____ Data provided
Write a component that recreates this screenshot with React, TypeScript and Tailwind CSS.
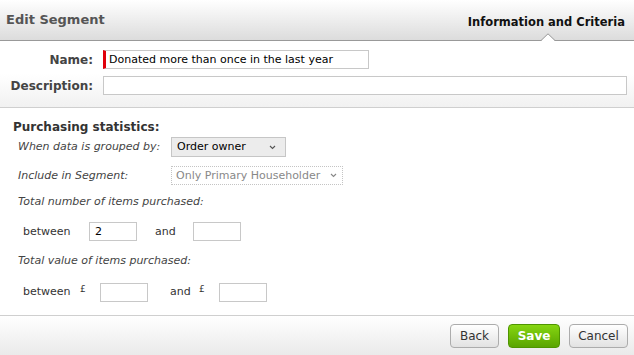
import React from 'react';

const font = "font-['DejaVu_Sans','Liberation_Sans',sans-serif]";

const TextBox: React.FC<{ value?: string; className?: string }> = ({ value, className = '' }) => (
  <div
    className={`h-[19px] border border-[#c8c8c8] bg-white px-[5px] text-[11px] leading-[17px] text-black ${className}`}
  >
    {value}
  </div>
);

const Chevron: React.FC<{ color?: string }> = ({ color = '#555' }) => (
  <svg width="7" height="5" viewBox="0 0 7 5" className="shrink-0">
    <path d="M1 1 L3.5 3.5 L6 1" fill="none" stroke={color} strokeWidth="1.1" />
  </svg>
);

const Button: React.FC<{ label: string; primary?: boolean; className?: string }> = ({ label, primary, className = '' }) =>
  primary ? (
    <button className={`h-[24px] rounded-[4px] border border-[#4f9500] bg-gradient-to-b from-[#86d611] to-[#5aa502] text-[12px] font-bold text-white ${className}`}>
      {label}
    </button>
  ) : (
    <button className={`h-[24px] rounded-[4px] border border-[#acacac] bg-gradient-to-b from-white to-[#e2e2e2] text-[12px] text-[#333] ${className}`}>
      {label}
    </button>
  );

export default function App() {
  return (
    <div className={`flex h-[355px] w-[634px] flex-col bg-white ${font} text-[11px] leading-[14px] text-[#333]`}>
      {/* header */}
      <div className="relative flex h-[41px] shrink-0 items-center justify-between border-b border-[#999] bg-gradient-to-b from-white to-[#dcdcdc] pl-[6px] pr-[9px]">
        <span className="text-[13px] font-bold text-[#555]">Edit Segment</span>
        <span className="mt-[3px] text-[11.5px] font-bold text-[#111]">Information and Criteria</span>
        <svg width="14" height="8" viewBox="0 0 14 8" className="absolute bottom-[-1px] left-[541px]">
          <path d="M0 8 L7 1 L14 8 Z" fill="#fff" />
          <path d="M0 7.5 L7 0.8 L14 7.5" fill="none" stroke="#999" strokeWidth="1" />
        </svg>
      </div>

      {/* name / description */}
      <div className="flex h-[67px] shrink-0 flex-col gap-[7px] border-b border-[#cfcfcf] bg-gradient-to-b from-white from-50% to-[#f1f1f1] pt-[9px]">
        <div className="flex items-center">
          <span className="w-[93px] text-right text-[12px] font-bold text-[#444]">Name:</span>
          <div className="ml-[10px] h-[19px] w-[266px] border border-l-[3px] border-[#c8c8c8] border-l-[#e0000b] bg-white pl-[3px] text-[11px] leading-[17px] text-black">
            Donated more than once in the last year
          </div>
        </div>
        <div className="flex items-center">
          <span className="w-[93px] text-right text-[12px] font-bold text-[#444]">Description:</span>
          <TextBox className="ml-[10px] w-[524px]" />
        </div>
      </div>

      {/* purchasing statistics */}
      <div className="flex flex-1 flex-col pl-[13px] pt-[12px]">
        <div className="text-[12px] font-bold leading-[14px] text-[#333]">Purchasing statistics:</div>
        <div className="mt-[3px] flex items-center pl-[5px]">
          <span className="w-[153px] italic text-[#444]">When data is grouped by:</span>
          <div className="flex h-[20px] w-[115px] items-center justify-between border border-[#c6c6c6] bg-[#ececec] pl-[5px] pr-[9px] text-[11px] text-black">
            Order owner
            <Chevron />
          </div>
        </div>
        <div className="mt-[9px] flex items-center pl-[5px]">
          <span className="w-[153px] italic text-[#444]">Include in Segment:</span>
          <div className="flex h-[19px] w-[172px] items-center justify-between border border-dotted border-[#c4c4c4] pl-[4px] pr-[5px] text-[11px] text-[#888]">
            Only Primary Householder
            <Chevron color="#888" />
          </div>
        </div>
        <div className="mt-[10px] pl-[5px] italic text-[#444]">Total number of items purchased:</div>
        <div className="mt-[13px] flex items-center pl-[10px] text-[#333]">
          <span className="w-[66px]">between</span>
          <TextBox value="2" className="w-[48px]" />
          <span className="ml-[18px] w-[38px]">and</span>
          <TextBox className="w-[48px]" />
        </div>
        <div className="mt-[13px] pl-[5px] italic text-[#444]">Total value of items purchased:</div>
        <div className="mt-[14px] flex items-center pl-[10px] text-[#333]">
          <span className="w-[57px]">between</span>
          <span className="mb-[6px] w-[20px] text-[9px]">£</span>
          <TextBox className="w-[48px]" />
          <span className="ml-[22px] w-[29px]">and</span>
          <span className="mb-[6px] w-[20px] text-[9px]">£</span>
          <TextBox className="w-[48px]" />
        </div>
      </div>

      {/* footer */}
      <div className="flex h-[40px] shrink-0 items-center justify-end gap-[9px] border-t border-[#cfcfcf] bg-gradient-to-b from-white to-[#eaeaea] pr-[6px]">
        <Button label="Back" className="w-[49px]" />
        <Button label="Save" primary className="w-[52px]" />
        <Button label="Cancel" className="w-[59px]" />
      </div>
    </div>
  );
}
________
◆ What the exercise asks
Set down the material exactly, every line of it, except for the pictures.

◆ Solution below
Write a component that recreates this screenshot with React, TypeScript and Tailwind CSS.
import React from 'react';

const font = "font-['DejaVu_Sans','Liberation_Sans',sans-serif]";

const TextBox: React.FC<{ value?: string; className?: string }> = ({ value, className = '' }) => (
  <div
    className={`h-[19px] border border-[#c8c8c8] bg-white px-[5px] text-[11px] leading-[17px] text-black ${className}`}
  >
    {value}
  </div>
);

const Chevron: React.FC<{ color?: string }> = ({ color = '#555' }) => (
  <svg width="7" height="5" viewBox="0 0 7 5" className="shrink-0">
    <path d="M1 1 L3.5 3.5 L6 1" fill="none" stroke={color} strokeWidth="1.1" />
  </svg>
);

const Button: React.FC<{ label: string; primary?: boolean; className?: string }> = ({ label, primary, className = '' }) =>
  primary ? (
    <button className={`h-[24px] rounded-[4px] border border-[#4f9500] bg-gradient-to-b from-[#86d611] to-[#5aa502] text-[12px] font-bold text-white ${className}`}>
      {label}
    </button>
  ) : (
    <button className={`h-[24px] rounded-[4px] border border-[#acacac] bg-gradient-to-b from-white to-[#e2e2e2] text-[12px] text-[#333] ${className}`}>
      {label}
    </button>
  );

export default function App() {
  return (
    <div className={`flex h-[355px] w-[634px] flex-col bg-white ${font} text-[11px] leading-[14px] text-[#333]`}>
      {/* header */}
      <div className="relative flex h-[41px] shrink-0 items-center justify-between border-b border-[#999] bg-gradient-to-b from-white to-[#dcdcdc] pl-[6px] pr-[9px]">
        <span className="text-[13px] font-bold text-[#555]">Edit Segment</span>
        <span className="mt-[3px] text-[11.5px] font-bold text-[#111]">Information and Criteria</span>
        <svg width="14" height="8" viewBox="0 0 14 8" className="absolute bottom-[-1px] left-[541px]">
          <path d="M0 8 L7 1 L14 8 Z" fill="#fff" />
          <path d="M0 7.5 L7 0.8 L14 7.5" fill="none" stroke="#999" strokeWidth="1" />
        </svg>
      </div>

      {/* name / description */}
      <div className="flex h-[67px] shrink-0 flex-col gap-[7px] border-b border-[#cfcfcf] bg-gradient-to-b from-white from-50% to-[#f1f1f1] pt-[9px]">
        <div className="flex items-center">
          <span className="w-[93px] text-right text-[12px] font-bold text-[#444]">Name:</span>
          <div className="ml-[10px] h-[19px] w-[266px] border border-l-[3px] border-[#c8c8c8] border-l-[#e0000b] bg-white pl-[3px] text-[11px] leading-[17px] text-black">
            Donated more than once in the last year
          </div>
        </div>
        <div className="flex items-center">
          <span className="w-[93px] text-right text-[12px] font-bold text-[#444]">Description:</span>
          <TextBox className="ml-[10px] w-[524px]" />
        </div>
      </div>

      {/* purchasing statistics */}
      <div className="flex flex-1 flex-col pl-[13px] pt-[12px]">
        <div className="text-[12px] font-bold leading-[14px] text-[#333]">Purchasing statistics:</div>
        <div className="mt-[3px] flex items-center pl-[5px]">
          <span className="w-[153px] italic text-[#444]">When data is grouped by:</span>
          <div className="flex h-[20px] w-[115px] items-center justify-between border border-[#c6c6c6] bg-[#ececec] pl-[5px] pr-[9px] text-[11px] text-black">
            Order owner
            <Chevron />
          </div>
        </div>
        <div className="mt-[9px] flex items-center pl-[5px]">
          <span className="w-[153px] italic text-[#444]">Include in Segment:</span>
          <div className="flex h-[19px] w-[172px] items-center justify-between border border-dotted border-[#c4c4c4] pl-[4px] pr-[5px] text-[11px] text-[#888]">
            Only Primary Householder
            <Chevron color="#888" />
          </div>
        </div>
        <div className="mt-[10px] pl-[5px] italic text-[#444]">Total number of items purchased:</div>
        <div className="mt-[13px] flex items-center pl-[10px] text-[#333]">
          <span className="w-[66px]">between</span>
          <TextBox value="2" className="w-[48px]" />
          <span className="ml-[18px] w-[38px]">and</span>
          <TextBox className="w-[48px]" />
        </div>
        <div className="mt-[13px] pl-[5px] italic text-[#444]">Total value of items purchased:</div>
        <div className="mt-[14px] flex items-center pl-[10px] text-[#333]">
          <span className="w-[57px]">between</span>
          <span className="mb-[6px] w-[20px] text-[9px]">£</span>
          <TextBox className="w-[48px]" />
          <span className="ml-[22px] w-[29px]">and</span>
          <span className="mb-[6px] w-[20px] text-[9px]">£</span>
          <TextBox className="w-[48px]" />
        </div>
      </div>

      {/* footer */}
      <div className="flex h-[40px] shrink-0 items-center justify-end gap-[9px] border-t border-[#cfcfcf] bg-gradient-to-b from-white to-[#eaeaea] pr-[6px]">
        <Button label="Back" className="w-[49px]" />
        <Button label="Save" primary className="w-[52px]" />
        <Button label="Cancel" className="w-[59px]" />
      </div>
    </div>
  );
}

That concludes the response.